Этим летом Ницше переживал глубокий кризис, вызванный неразделенной любовью к юной Лу Саломе, ставшей позже знаменитой писательницей, психоаналитиком и роковой музой многих европейских гениев рубежа XIX-XX столетий. По признанию Ницше: «вряд ли когда-либо между людьми существовала большая философская открытость, чем между Лу и мной…»369. Спустя десять лет после несостоявшегося романа, Лу Андреас-Саломе написала одно из лучших и по сей день исследований – «Фридрих Ницше в его сочинениях» (1894).
Петер Гаст, свидетель дружбы Ницше и Саломе, вспоминал: «В течение определенного времени Ницше был действительно заворожен Лу. Он видел в ней что-то необыкновенное. Интеллект Лу и ее женственность возносили его на вершину экстаза. Из его иллюзий о Лу родилось настроение Заратустры. Настроение, конечно, принадлежало Ницше, но именно Лу вознесла его на Гималайскую вершину чувства»370.
В конце июня, сразу по приезде в Энгадин, Ницше написал вторую часть «Так говорил Заратустра». В “Ecce Homo” он вспоминает: «…Летом, вернувшись домой, к священному месту, где мне сверкнула первая молния мысли о Заратустре, я нашел вторую его [сочинения «Так говорил Заратустра». – Ю.С.] часть. Десяти дней было достаточно; ни на первую, ни на третью и последнюю часть я ни в коем случае не употребил больше времени»371.
В ницшеведении распространено мнение, что философ не «чувствовал» природы и не пытался проникнуть в тайны природного бытия, поскольку в силу своего постоянного нездоровья и климатической зависимости, не мог занять позицию наблюдателя за внешним миром372. Не могу согласиться с этим утверждением. В «Заратустре» можно отыскать искусные зарисовки полуденного света, тишины гор, искрящихся ручьев, «зеленых лугов, окаймленных молчаливыми деревьями и кустарником»373, увиденные Ницше во время ежедневных многочасовых одиноких прогулок с маленькой записной книжкой, специально для путевых заметок подаренной ему сестрой. «Моя нетерпеливая любовь изливается через край в бурных потоках, бежит с высоты в долины, на восток и на запад. С молчаливых гор и грозовых туч страдания с шумом спускается моя душа в долины… Я всецело сделался устами и шумом ручья, ниспадающего с высоких скал; вниз, в долины, хочу я низринуть мою речь»374.
Энгадинские тексты Ницше порой наводят на мысль, что в его творчестве преобладает вектор восхождения. «Я, странник и скиталец по горам, говорил он [Заратустра. – Ю.С.] в своем сердце, – я не люблю долин, и, кажется, я не могу долго сидеть спокойно.
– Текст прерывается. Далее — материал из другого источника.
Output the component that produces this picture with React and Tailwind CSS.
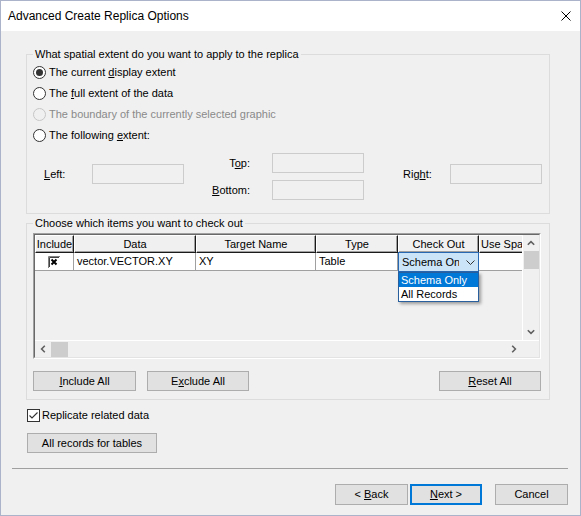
import React from 'react';

function Radio({ checked, disabled }) {
  const stroke = disabled ? '#c6c6c6' : '#333333';
  return (
    <svg width="13" height="13" viewBox="0 0 13 13" className="shrink-0">
      <circle cx="6.5" cy="6.5" r="6" fill={disabled ? 'none' : '#ffffff'} stroke={stroke} />
      {checked && <circle cx="6.5" cy="6.5" r="3.5" fill="#333333" />}
    </svg>
  );
}

function Chevron({ dir }) {
  const paths = {
    up: 'M0.8 4.8 4 1.6 7.2 4.8',
    down: 'M0.8 1.2 4 4.4 7.2 1.2',
    left: 'M4.8 0.8 1.6 4 4.8 7.2',
    right: 'M1.2 0.8 4.4 4 1.2 7.2',
  };
  const vertical = dir === 'up' || dir === 'down';
  return (
    <svg width={vertical ? 8 : 6} height={vertical ? 6 : 8} viewBox={vertical ? '0 0 8 6' : '0 0 6 8'}>
      <path d={paths[dir]} fill="none" stroke="#606060" strokeWidth="1.6" />
    </svg>
  );
}

function Field({ w = 'w-[92px]' }) {
  return <div className={`${w} h-[20px] border border-[#cccccc] bg-[#f0f0f0] shrink-0`} />;
}

function Button({ children, className = '' }) {
  return (
    <div className={`h-[20px] border border-[#adadad] bg-[#e1e1e1] flex items-center justify-center shrink-0 ${className}`}>
      <span className="whitespace-pre">{children}</span>
    </div>
  );
}

const headerCells = [
  { label: 'Include', cls: 'w-[39px] justify-center' },
  { label: 'Data', cls: 'w-[122px] justify-center' },
  { label: 'Target Name', cls: 'w-[120px] justify-center' },
  { label: 'Type', cls: 'w-[82px] justify-center' },
  { label: 'Check Out', cls: 'w-[81px] justify-center' },
  { label: 'Use Spatial Filter', cls: 'w-[120px] justify-start pl-[1px]' },
];

export default function App() {
  return (
    <div className="w-[581px] h-[516px] border border-[#aab3c9] bg-[#f0f0f0] flex flex-col font-['Liberation_Sans',Arial,sans-serif] text-[11px] text-black leading-none overflow-hidden">
      {/* title bar */}
      <div className="h-[30px] bg-white flex items-center pl-[7px] pr-[9px] shrink-0">
        <span className="text-[12px]">Advanced Create Replica Options</span>
        <svg className="ml-auto" width="10" height="10" viewBox="0 0 10 10">
          <path d="M0.5 0.5 9.5 9.5 M9.5 0.5 0.5 9.5" stroke="#000" strokeWidth="1" />
        </svg>
      </div>

      <div className="pl-[25px] flex flex-col items-start">
        {/* spatial extent */}
        <fieldset className="mt-[15px] w-[524px] border border-[#dcdcdc]">
          <legend className="ml-[6px] px-[2px] leading-[16px]">What spatial extent do you want to apply to the replica</legend>
          <div className="pl-[6px] pb-[13px]">
            <div className="h-[21px] flex items-center gap-[3px]">
              <Radio checked />
              <span>The current <span className="underline">d</span>isplay extent</span>
            </div>
            <div className="h-[21px] flex items-center gap-[3px]">
              <Radio />
              <span>The <span className="underline">f</span>ull extent of the data</span>
            </div>
            <div className="h-[21px] flex items-center gap-[3px] text-[#8a8a8a]">
              <Radio disabled />
              <span>The boundary of the currently selected graphic</span>
            </div>
            <div className="h-[21px] flex items-center gap-[3px]">
              <Radio />
              <span>The following <span className="underline">e</span>xtent:</span>
            </div>

            <div className="mt-[7px] flex items-start">
              <div className="mt-[11px] ml-[11px] flex items-center">
                <span className="w-[48px]"><span className="underline">L</span>eft:</span>
                <Field />
              </div>
              <div className="ml-[28px] grid grid-cols-[38px_92px] gap-x-[22px] gap-y-[7px] items-center">
                <span className="text-right">T<span className="underline">o</span>p:</span>
                <Field />
                <span className="text-right"><span className="underline">B</span>ottom:</span>
                <Field />
              </div>
              <div className="mt-[11px] ml-[39px] flex items-center">
                <span className="w-[47px]">Rig<span className="underline">h</span>t:</span>
                <Field />
              </div>
            </div>
          </div>
        </fieldset>

        {/* items to check out */}
        <fieldset className="mt-[1px] w-[524px] border border-[#dcdcdc]">
          <legend className="ml-[6px] px-[2px] leading-[16px]">Choose which items you want to check out</legend>
          <div className="pl-[6px] pt-[2px] pb-[8px]">
            <div className="w-[508px] h-[126px] border border-t-[#a0a0a0] border-l-[#a0a0a0] border-r-white border-b-white">
              <div className="h-full border border-t-[#696969] border-l-[#696969] border-r-[#e3e3e3] border-b-[#e3e3e3] flex flex-col bg-[#f0f0f0]">
                <div className="flex flex-1 min-h-0">
                  <div className="flex-1 min-w-0 overflow-hidden flex flex-col">
                    <div className="flex h-[18px] shrink-0">
                      {headerCells.map((c) => (
                        <div
                          key={c.label}
                          className={`${c.cls} shrink-0 flex items-center whitespace-nowrap overflow-hidden bg-[#f0f0f0] border border-t-white border-l-white border-r-[#1a1a1a] border-b-[#1a1a1a] shadow-[inset_-1px_-1px_0_#a0a0a0]`}
                        >
                          {c.label}
                        </div>
                      ))}
                    </div>
                    <div className="flex h-[18px] shrink-0">
                      <div className="w-[39px] shrink-0 bg-white border-r border-b border-[#a0a0a0] flex items-center justify-center">
                        <svg width="12" height="12" viewBox="0 0 12 12">
                          <rect x="0" y="0" width="12" height="12" fill="#ffffff" />
                          <path d="M0.5 12V0.5H12" stroke="#808080" fill="none" />
                          <path d="M1.5 11V1.5H11" stroke="#404040" fill="none" />
                          <path d="M3.5 3.5 8.5 8.5 M8.5 3.5 3.5 8.5" stroke="#000" strokeWidth="2" />
                        </svg>
                      </div>
                      <div className="w-[122px] shrink-0 bg-white border-r border-b border-[#a0a0a0] flex items-center pl-[3px]">vector.VECTOR.XY</div>
                      <div className="w-[120px] shrink-0 bg-white border-r border-b border-[#a0a0a0] flex items-center pl-[3px]">XY</div>
                      <div className="w-[82px] shrink-0 bg-white border-r border-b border-[#a0a0a0] flex items-center pl-[3px]">Table</div>
                      <div className="w-[81px] shrink-0 bg-white border-r border-b border-[#a0a0a0] relative">
                        <div className="absolute left-0 -top-[1px] w-[81px] h-[20px] border border-[#2867b2] bg-[#cce4f7] flex items-center pl-[3px] z-10">
                          <span className="w-[57px] overflow-hidden whitespace-nowrap">Schema Only</span>
                          <span className="ml-[7px]">
                            <svg width="9" height="5" viewBox="0 0 9 5">
                              <path d="M0.5 0.5 4.5 4.5 8.5 0.5" fill="none" stroke="#333333" />
                            </svg>
                          </span>
                        </div>
                        <div className="absolute left-0 top-[19px] w-[81px] border border-[#2a5f9e] bg-white shadow-[2px_2px_3px_rgba(0,0,0,0.35)] z-20">
                          <div className="h-[14px] bg-[#0078d7] text-white flex items-center pl-[2px]">Schema Only</div>
                          <div className="h-[14px] flex items-center pl-[2px]">All Records</div>
                        </div>
                      </div>
                      <div className="w-[120px] shrink-0 bg-white border-b border-[#a0a0a0]" />
                    </div>
                  </div>
                  {/* vertical scrollbar */}
                  <div className="w-[17px] shrink-0 flex flex-col border-l border-white">
                    <div className="h-[16px] flex items-center justify-center"><Chevron dir="up" /></div>
                    <div className="w-[15px] h-[18px] ml-[1px] bg-[#cdcdcd]" />
                    <div className="flex-1" />
                    <div className="h-[16px] flex items-center justify-center"><Chevron dir="down" /></div>
                  </div>
                </div>
                {/* horizontal scrollbar */}
                <div className="h-[17px] shrink-0 flex border-t border-white">
                  <div className="flex-1 flex items-center">
                    <div className="w-[16px] flex items-center justify-center"><Chevron dir="left" /></div>
                    <div className="w-[17px] h-[15px] bg-[#cdcdcd]" />
                    <div className="flex-1" />
                    <div className="w-[16px] flex items-center justify-center"><Chevron dir="right" /></div>
                  </div>
                  <div className="w-[17px] shrink-0" />
                </div>
              </div>
            </div>

            <div className="mt-[12px] flex pr-[8px]">
              <Button className="w-[103px]"><span className="underline">I</span>nclude All</Button>
              <Button className="w-[102px] ml-[11px]">E<span className="underline">x</span>clude All</Button>
              <Button className="w-[102px] ml-auto"><span className="underline">R</span>eset All</Button>
            </div>
          </div>
        </fieldset>

        <div className="mt-[9px] ml-[1px] flex items-center gap-[2px]">
          <svg width="13" height="13" viewBox="0 0 13 13">
            <rect x="0.5" y="0.5" width="12" height="12" fill="#ffffff" stroke="#333333" />
            <path d="M2.5 6.5 5 9 10.5 3.5" fill="none" stroke="#333333" strokeWidth="1.1" />
          </svg>
          <span>Replicate related data</span>
        </div>

        <Button className="mt-[11px] ml-[1px] w-[130px]">All records for tables</Button>
      </div>

      <div className="mt-[15px] ml-[11px] mr-[12px] h-px bg-[#a0a0a0] shrink-0" />

      <div className="mt-[15px] pr-[12px] flex justify-end">
        <Button className="w-[73px] !h-[21px]">{'< '}<span className="underline">B</span>ack</Button>
        <div className="w-[72px] h-[21px] ml-[2px] border-2 border-[#0078d7] bg-[#e1e1e1] flex items-center justify-center">
          <span className="whitespace-pre"><span className="underline">N</span>{'ext >'}</span>
        </div>
        <Button className="w-[73px] ml-[13px] !h-[21px]">Cancel</Button>
      </div>
    </div>
  );
}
И какова бы ни была моя судьба, то, что придется мне пережить, – всегда будут в ней странствование и восхождение на горы: в конце концов мы переживаем только самих себя»375. Однако, перечитывая Ницше, соглашаешься с мнением исследователя, что философ «не переживает свой биографический и мыслительный опыт как опыт набора высоты… Делез прав, когда утверждает, что нельзя ограничивать воображаемое пространство Ницше «психизмом восхождения» (“psychisme ascensionnel”), как это сделал Башляр. Для Ницше нет и не может быть доминирующего вектора жизни…»376.
3 сентября 1883 года Ницше написал своему другу и секретарю Петеру Гасту в Венецию: «Мой дорогой друг, ну вот и снова мне пора расставаться с Энгадином: в среду я собираюсь уезжать – в Германию, где меня ждет немало дел… Этот Энгадин – место рождения моего Заратустры. Я как раз только что обнаружил первый набросок, в котором значится: “Начало августа 1881 года в Зильс-Мариа, в 6000 футов над уровнем моря и гораздо выше всего человеческого”… Кстати, не без огорчения я должен Вам сообщить, что теперь, в третьей части, бедняга Заратустра действительно впал в уныние – настолько, что Шопенгауэр и Леопарди рядом с его “пессимизмом” покажутся неопытными юнцами. Так должно быть по плану. Однако чтобы написать эту часть сам я нуждаюсь в глубокой, небесной ясности, – поскольку патетика высшего рода может удаваться мне лишь как игра. Возможно, я разработаю тем временем еще и нечто теоретическое; мои наброски на этот счет озаглавлены: Невинность становления. Путеводитель по освобождению от морали…»377.
C 1883 года для Ницше стало традицией проводить в Сильс-Мария лето и начало осени, а зимовать в Ницце. Третье лето Ницше в Сильс-Марии длилось с 15 июля по 26 сентября 1884 года. В 1885 году Ницше прожил в своем энгадинском жилище с 7 июня до середины сентября 1885 года. С начала июля до 25 сентября 1886 года Ницше работал в Сильс-Мария пятое лето.